:: Source excerpt
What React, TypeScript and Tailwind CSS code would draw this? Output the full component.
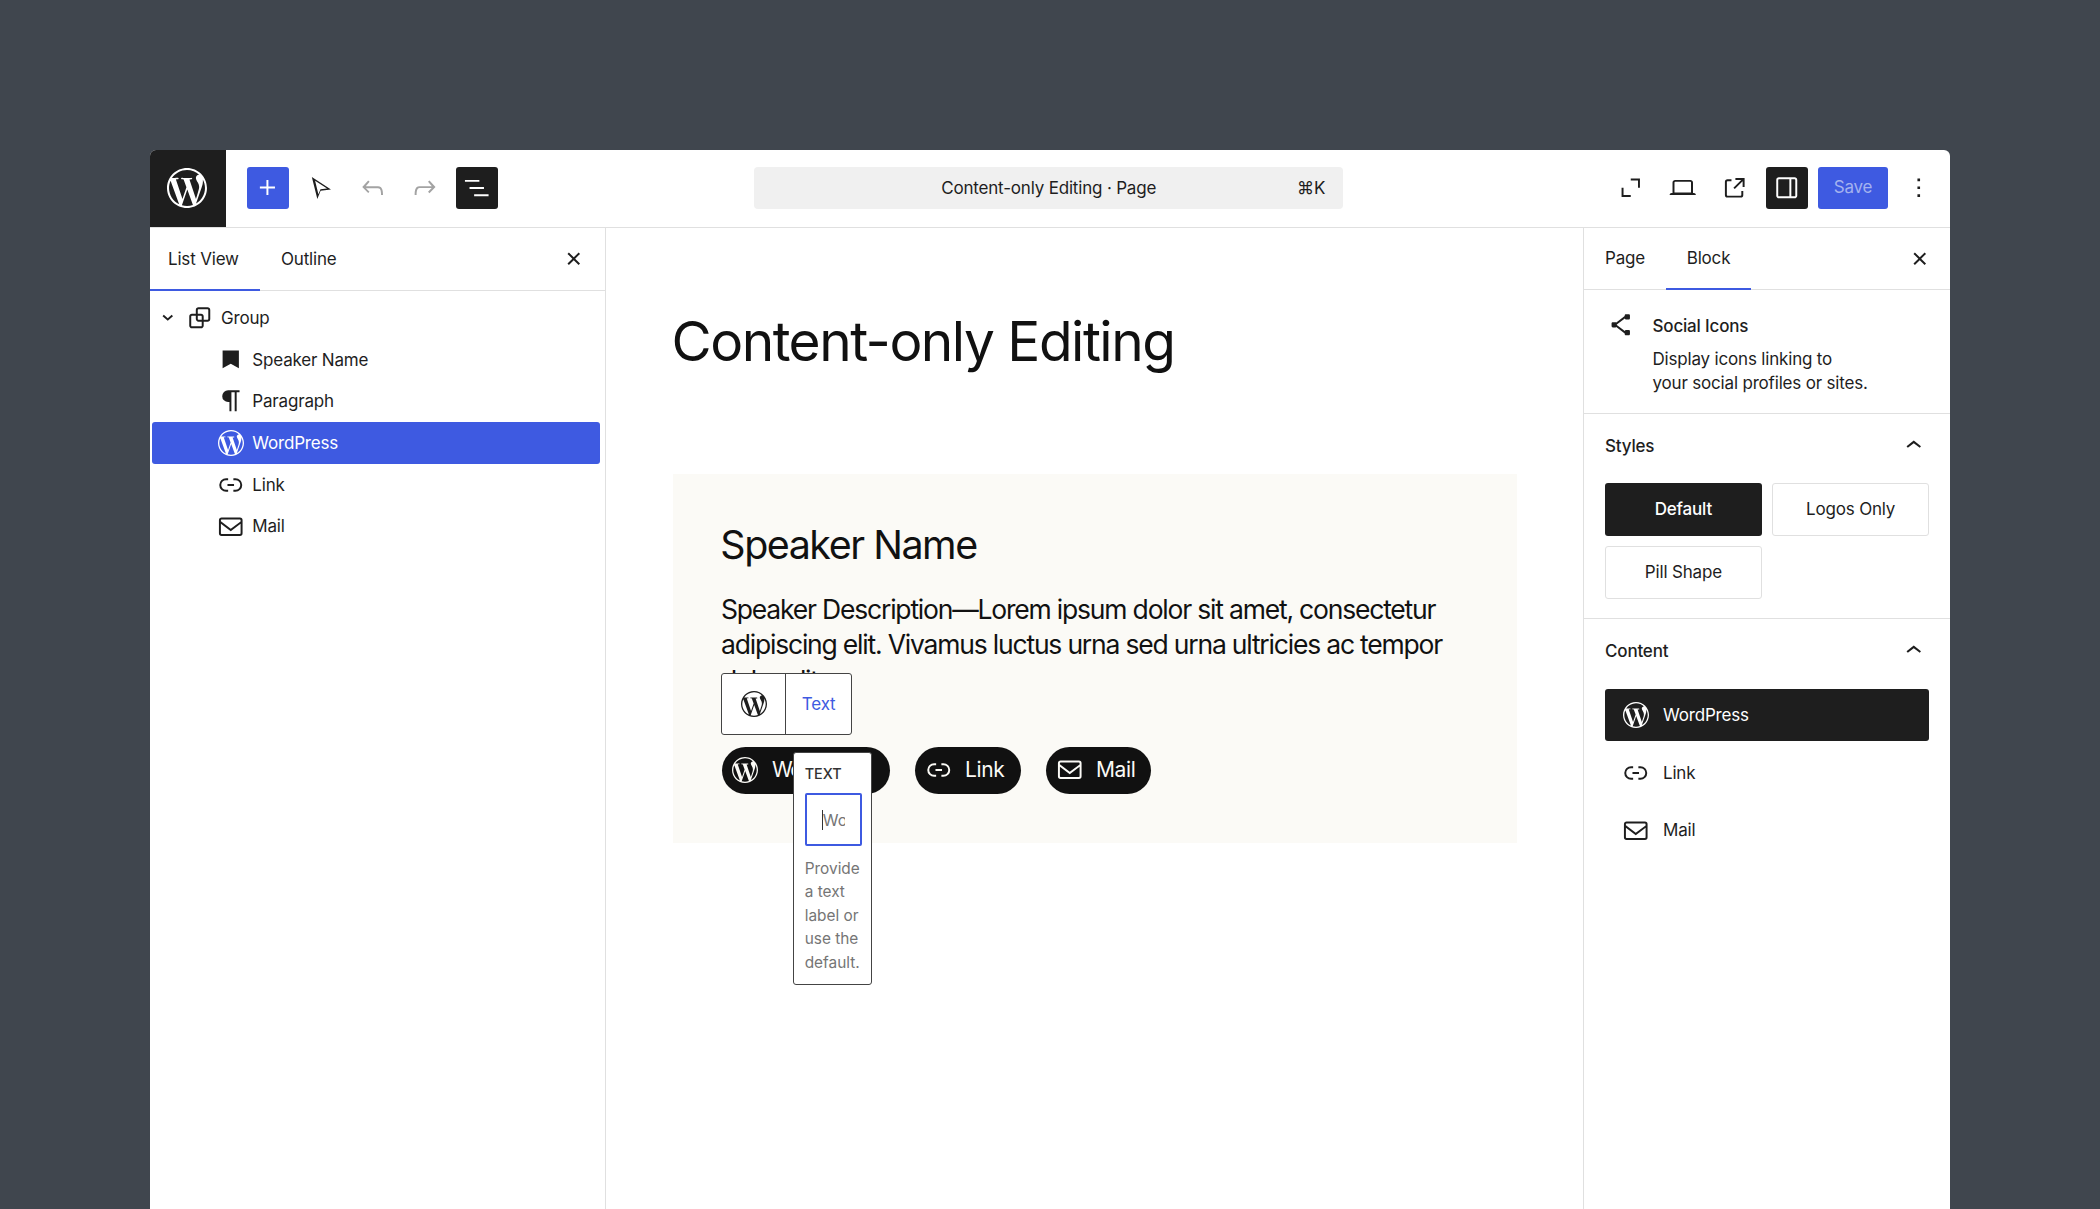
import React from "react";
import { SiWordpress } from "react-icons/si";

type IconProps = { d: string; className?: string };
const Icon = ({ d, className = "" }: IconProps) => (
  <svg viewBox="0 0 24 24" fill="currentColor" fillRule="evenodd" className={`w-[31.5px] h-[31.5px] shrink-0 ${className}`}>
    <path d={d} />
  </svg>
);

const P = {
  plus: "M11 12.5V17.5H12.5V12.5H17.5V11H12.5V6H11V11H6V12.5H11Z",
  cursor: "M9.4 20.5L5.2 3.8l14.6 9.5-7.9 1-2.5 6.2zM7.7 6.7l2.5 10.2 1.6-3.8 5-.6-9.1-5.8z",
  undo: "M18.3 11.7c-.6-.6-1.4-.9-2.3-.9H6.7l2.9-3.3-1.1-1-4.5 5L8.5 16l1-1-2.7-2.7H16c.5 0 .9.2 1.3.5 1 1 1 3.4 1 4.5v.3h1.5v-.2c0-1.5 0-4.3-1.5-5.7z",
  redo: "M15.6 6.5l-1.1 1 2.9 3.3H8c-.9 0-1.7.3-2.3.9-1.4 1.5-1.4 4.2-1.4 5.6v.2h1.5v-.3c0-1.1 0-3.5 1-4.5.3-.3.7-.5 1.3-.5h9.2L14.5 15l1.1 1.1 4.6-4.6-4.6-5z",
  list: "M3 6h11v1.5H3V6Zm3.5 5.5h11V13h-11v-1.5ZM21 17H10v1.5h11V17Z",
  close: "M12 13.06l3.712 3.713 1.061-1.06L13.061 12l3.712-3.712-1.06-1.06L12 10.938 8.288 7.227l-1.061 1.06L10.939 12l-3.712 3.712 1.06 1.061L12 13.061z",
  full: "M5 12h1.5v5.5H12V19H5v-7Z M19 12h-1.5V6.5H12V5h7v7Z",
  desktop: "M20.5 16h-.7V8c0-1.1-.9-2-2-2H6.2c-1.1 0-2 .9-2 2v8h-.7c-.8 0-1.5.7-1.5 1.5h20c0-.8-.7-1.5-1.5-1.5zM5.7 8c0-.3.2-.5.5-.5h11.6c.3 0 .5.2.5.5v7.6H5.7V8z",
  external: "M19.5 4.5h-7V6h4.44l-5.97 5.97 1.06 1.06L18 7.06v4.44h1.5v-7Zm-13 1a2 2 0 0 0-2 2v10a2 2 0 0 0 2 2h10a2 2 0 0 0 2-2v-3H17v3a.5.5 0 0 1-.5.5h-10a.5.5 0 0 1-.5-.5v-10a.5.5 0 0 1 .5-.5h3V5.5h-3Z",
  sidebar: "M18 4H6c-1.1 0-2 .9-2 2v12c0 1.1.9 2 2 2h12c1.1 0 2-.9 2-2V6c0-1.1-.9-2-2-2zm-4 14.5H6c-.3 0-.5-.2-.5-.5V6c0-.3.2-.5.5-.5h8v13zm4.5-.5c0 .3-.2.5-.5.5h-2.5v-13H18c.3 0 .5.2.5.5v12z",
  more: "M13 19h-2v-2h2v2zm0-6h-2v-2h2v2zm0-6h-2V5h2v2z",
  chevDown: "m15.99 10.889-3.988 3.418-3.988-3.418.976-1.14 3.012 2.582 3.012-2.581.976 1.139Z",
  chevUp: "M6.5 12.4L12 8l5.5 4.4-.9 1.2L12 10l-4.5 3.6-1-1.2z",
  group: "M18 4h-7c-1.1 0-2 .9-2 2v3H6c-1.1 0-2 .9-2 2v7c0 1.1.9 2 2 2h7c1.1 0 2-.9 2-2v-3h3c1.1 0 2-.7 2-2V6c0-1.1-.9-2-2-2zm-4.5 14c0 .3-.2.5-.5.5H6c-.3 0-.5-.2-.5-.5v-7c0-.3.2-.5.5-.5h3V13c0 1.1.9 2 2 2h2.5v3zm0-4.5H11c-.3 0-.5-.2-.5-.5v-2.5H13c.3 0 .5.2.5.5v2.5zm5-.5c0 .3-.2.5-.5.5h-3V11c0-1.1-.9-2-2-2h-2.5V6c0-.3.2-.5.5-.5h7c.3 0 .5.2.5.5v7z",
  bookmark: "M5.8 5h12.4v13.5L12 15l-6.2 3.5Z",
  para: "M10 4h8.7v1.5H16.5V20H15V5.5h-2.5V20H11v-7H10a4.5 4.5 0 0 1 0-9Z",
  link: "M10 17.389H8.444A5.194 5.194 0 1 1 8.444 7H10v1.5H8.444a3.694 3.694 0 0 0 0 7.389H10v1.5ZM14 7h1.556a5.194 5.194 0 0 1 0 10.39H14v-1.5h1.556a3.694 3.694 0 0 0 0-7.39H14V7Zm-4.5 6h5v-1.5h-5V13Z",
  mail: "M3 7c0-1.1.9-2 2-2h14a2 2 0 0 1 2 2v10a2 2 0 0 1-2 2H5a2 2 0 0 1-2-2V7Zm2-.5h14c.3 0 .5.2.5.5v1L12 13.5 4.5 7.9V7c0-.3.2-.5.5-.5Zm-.5 3.3V17c0 .3.2.5.5.5h14c.3 0 .5-.2.5-.5V9.8L12 15.4 4.5 9.8Z",
  share: "M9 11.8l6.1-4.5c.1.4.4.7.9.7h2c.6 0 1-.4 1-1V5c0-.6-.4-1-1-1h-2c-.6 0-1 .4-1 1v.4l-6.4 4.8c-.2-.1-.4-.2-.6-.2H6c-.6 0-1 .4-1 1v2c0 .6.4 1 1 1h2c.2 0 .4-.1.6-.2l6.4 4.8v.4c0 .6.4 1 1 1h2c.6 0 1-.4 1-1v-2c0-.6-.4-1-1-1h-2c-.5 0-.8.3-.9.7L9 12.2v-.4z",
};

const WP = ({ className = "" }: { className?: string }) => <SiWordpress className={`w-[26px] h-[26px] shrink-0 ${className}`} />;

const IconBtn = ({ d, className = "" }: { d: string; className?: string }) => (
  <div className={`w-[42px] h-[42px] rounded-[3px] flex items-center justify-center shrink-0 ${className}`}>
    <Icon d={d} />
  </div>
);

const Row = ({ icon, label, active }: { icon: React.ReactNode; label: string; active?: boolean }) => (
  <div className={`ml-[2.3px] mr-[5px] h-[41.7px] pl-[63px] flex items-center gap-[5.5px] rounded-[3px] ${active ? "bg-[#3e5ae1] text-white" : ""}`}>
    {icon}
    <span className="pt-[1.5px]">{label}</span>
  </div>
);

const Pill = ({ icon, label, className = "" }: { icon: React.ReactNode; label: string; className?: string }) => (
  <div className={`h-[47px] rounded-full bg-[#111111] text-[#fbfaf6] flex items-center text-[21px] ${className}`}>
    {icon}
    <span>{label}</span>
  </div>
);

export default function App() {
  return (
    <div className="w-full h-screen bg-[#40464e] pt-[150px] px-[150px] overflow-hidden font-[Inter,sans-serif] text-[17px] tracking-[-0.18px] text-[#1e1e1e] antialiased">
      <div className="h-full bg-white rounded-t-[6px] overflow-hidden flex flex-col">
        <header className="h-[78px] shrink-0 border-b border-[#e0e0e0] flex items-center">
          <div className="w-[76px] h-full bg-[#1e1e1e] text-white flex items-center justify-center shrink-0 pr-[3px] pb-[1px]">
            <SiWordpress className="w-[40px] h-[40px]" />
          </div>
          <div className="ml-[21px] mb-[2px] flex items-center gap-[10.3px]">
            <IconBtn d={P.plus} className="bg-[#3e5ae1] text-white" />
            <IconBtn d={P.cursor} />
            <IconBtn d={P.undo} className="text-[#a3a3a3]" />
            <IconBtn d={P.redo} className="text-[#a3a3a3]" />
            <IconBtn d={P.list} className="bg-[#1e1e1e] text-white" />
          </div>
          <div className="ml-[256px] mb-[2px] w-[589px] h-[42px] shrink-0 rounded-[4px] bg-[#f0f0f0] relative flex items-center justify-center">
            <span className="pt-[2.5px]">Content-only Editing · Page</span>
            <span className="absolute right-[18px] pt-[2.5px]">⌘K</span>
          </div>
          <div className="ml-auto mr-[10px] mb-[2px] flex items-center gap-[10px]">
            <IconBtn d={P.full} />
            <IconBtn d={P.desktop} />
            <IconBtn d={P.external} />
            <IconBtn d={P.sidebar} className="bg-[#1e1e1e] text-white" />
            <div className="w-[70px] h-[42px] rounded-[3px] bg-[#3e5ae1] text-[#a4b2ef] flex items-center justify-center pt-[1px]">Save</div>
            <IconBtn d={P.more} />
          </div>
        </header>

        <div className="flex-1 flex min-h-0">
          <aside className="w-[456px] shrink-0 border-r border-[#e0e0e0]">
            <div className="h-[63px] border-b border-[#e0e0e0] flex items-center relative">
              <div className="w-[110px] h-full pl-[18px] pt-[2px] flex items-center border-b-2 border-[#3e5ae1] -mb-px">List View</div>
              <div className="pl-[21px] pt-[2px]">Outline</div>
              <Icon d={P.close} className="ml-auto mr-[16px]" />
            </div>
            <div className="pt-[6px]">
              <div className="ml-[2.3px] mr-[5px] h-[41.7px] flex items-center">
                <Icon d={P.chevDown} />
                <Icon d={P.group} />
                <span className="ml-[5.7px] pt-[1.5px]">Group</span>
              </div>
              <Row icon={<Icon d={P.bookmark} />} label="Speaker Name" />
              <Row icon={<Icon d={P.para} />} label="Paragraph" />
              <Row icon={<WP className="mx-[2.75px]" />} label="WordPress" active />
              <Row icon={<Icon d={P.link} />} label="Link" />
              <Row icon={<Icon d={P.mail} />} label="Mail" />
            </div>
          </aside>

          <main className="flex-1 min-w-0 pt-[80px] pl-[66.5px] pr-[66.5px]">
            <h1 className="-ml-[1px] text-[55px] leading-[66px] text-[#111111] tracking-[-1.5px] whitespace-nowrap">Content-only Editing</h1>
            <section className="relative mt-[100px] bg-[#fbfaf6] pt-[49px] pb-[49px] pl-[48.5px] pr-[40px] text-[#111111]">
              <h2 className="-ml-[0.7px] text-[39.4px] leading-[47px] tracking-[-1.45px] -mt-[1px]">Speaker Name</h2>
              <p className="mt-[22.5px] text-[26.5px] leading-[35.5px] tracking-[-1.2px]">
                Speaker Description—Lorem ipsum dolor sit amet, consectetur adipiscing elit. Vivamus luctus urna sed urna ultricies ac tempor dolor elit.
              </p>
              <div className="ml-[1px] mt-[48.5px] flex items-center gap-[25px]">
                <Pill className="w-[168px] pl-[10px] gap-[14px] tracking-[-1.3px]" icon={<WP />} label="WordPress" />
                <Pill className="w-[106px] pl-[7.5px] gap-[11px] tracking-[-0.4px]" icon={<Icon d={P.link} />} label="Link" />
                <Pill className="w-[105px] pl-[7.5px] gap-[11px] tracking-[-0.4px]" icon={<Icon d={P.mail} />} label="Mail" />
              </div>

              <div className="absolute left-[48.7px] top-[199px] w-[131px] h-[62px] bg-white border-[1.3px] border-[#444444] rounded-[3px] flex">
                <div className="w-[64px] border-r-[1.3px] border-[#444444] flex items-center justify-center text-[#1e1e1e]">
                  <WP />
                </div>
                <div className="flex-1 flex items-center justify-center pt-[2px] text-[#3e5ae1] text-[17px] tracking-[-0.18px]">Text</div>
              </div>

              <div className="absolute left-[120.7px] top-[278.3px] w-[79px] h-[233px] bg-white border-[1.3px] border-[#444444] rounded-[3px] pl-[10.5px] pt-[12px] text-[17px] tracking-normal">
                <div className="text-[14.4px] leading-[18px] font-medium text-[#333333]">TEXT</div>
                <div className="mt-[10px] w-[57px] h-[53px] border-2 border-[#3e5ae1] rounded-[2px] flex items-center overflow-hidden pl-[15px]">
                  <span className="w-[1px] h-[20px] bg-[#333333] shrink-0" />
                  <span className="text-[#757575] text-[16px] whitespace-nowrap overflow-hidden w-[22px]">Wo</span>
                </div>
                <p className="mt-[10.5px] text-[#757575] text-[15.4px] leading-[23.5px] w-[60px]">Provide a text label or use the default.</p>
              </div>
            </section>
          </main>

          <aside className="w-[367px] shrink-0 border-l border-[#e0e0e0]">
            <div className="h-[62px] border-b border-[#e0e0e0] flex items-center">
              <div className="pl-[21px] w-[82px] pt-[1px]">Page</div>
              <div className="w-[85px] h-full pt-[1px] flex items-center justify-center border-b-2 border-[#3e5ae1] -mb-px">Block</div>
              <Icon d={P.close} className="ml-auto mr-[15px]" />
            </div>
            <div className="border-b border-[#e0e0e0] pl-[21px] pt-[19px] pb-[19px] flex items-start gap-[16px]">
              <Icon d={P.share} />
              <div className="pt-[5px] leading-[24px]">
                <div className="font-medium">Social Icons</div>
                <div className="mt-[9px] -mb-[1px]">Display icons linking to<br />your social profiles or sites.</div>
              </div>
            </div>
            <div className="border-b border-[#e0e0e0] pt-[16px] pb-[19.5px] px-[21px]">
              <div className="h-[32px] flex items-center justify-between font-medium">
                <span className="pt-[2px]">Styles</span>
                <Icon d={P.chevUp} />
              </div>
              <div className="mt-[21px] grid grid-cols-2 gap-[10.5px]">
                <div className="h-[52.5px] pt-[1px] rounded-[3px] bg-[#1e1e1e] text-white flex items-center justify-center font-medium">Default</div>
                <div className="h-[52.5px] pt-[1px] rounded-[3px] border-[1.3px] border-[#e0e0e0] flex items-center justify-center">Logos Only</div>
                <div className="h-[52.5px] pt-[1px] rounded-[3px] border-[1.3px] border-[#e0e0e0] flex items-center justify-center">Pill Shape</div>
              </div>
            </div>
            <div className="pt-[15.5px] px-[21px]">
              <div className="h-[32px] flex items-center justify-between font-medium">
                <span className="pt-[2px]">Content</span>
                <Icon d={P.chevUp} />
              </div>
              <div className="mt-[22px] flex flex-col gap-[5px]">
                <div className="h-[52.5px] rounded-[3px] bg-[#1e1e1e] text-white flex items-center pl-[18px] gap-[14px]">
                  <WP />
                  <span className="pt-[1.5px]">WordPress</span>
                </div>
                <div className="h-[53px] flex items-center pl-[15px] gap-[11.5px]">
                  <Icon d={P.link} />
                  <span className="pt-[1.5px]">Link</span>
                </div>
                <div className="h-[53px] flex items-center pl-[15px] gap-[11.5px]">
                  <Icon d={P.mail} />
                  <span className="pt-[1px]">Mail</span>
                </div>
              </div>
            </div>
          </aside>
        </div>
      </div>
    </div>
  );
}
::::
Exercise description: Return a copy of every line that includes the word "full".

Answer for this exercise:
What React, TypeScript and Tailwind CSS code would draw this? Output the full component.
  full: "M5 12h1.5v5.5H12V19H5v-7Z M19 12h-1.5V6.5H12V5h7v7Z",
  <div className={`h-[47px] rounded-full bg-[#111111] text-[#fbfaf6] flex items-center text-[21px] ${className}`}>
    <div className="w-full h-screen bg-[#40464e] pt-[150px] px-[150px] overflow-hidden font-[Inter,sans-serif] text-[17px] tracking-[-0.18px] text-[#1e1e1e] antialiased">
      <div className="h-full bg-white rounded-t-[6px] overflow-hidden flex flex-col">
          <div className="w-[76px] h-full bg-[#1e1e1e] text-white flex items-center justify-center shrink-0 pr-[3px] pb-[1px]">
            <IconBtn d={P.full} />
              <div className="w-[110px] h-full pl-[18px] pt-[2px] flex items-center border-b-2 border-[#3e5ae1] -mb-px">List View</div>
              <div className="w-[85px] h-full pt-[1px] flex items-center justify-center border-b-2 border-[#3e5ae1] -mb-px">Block</div>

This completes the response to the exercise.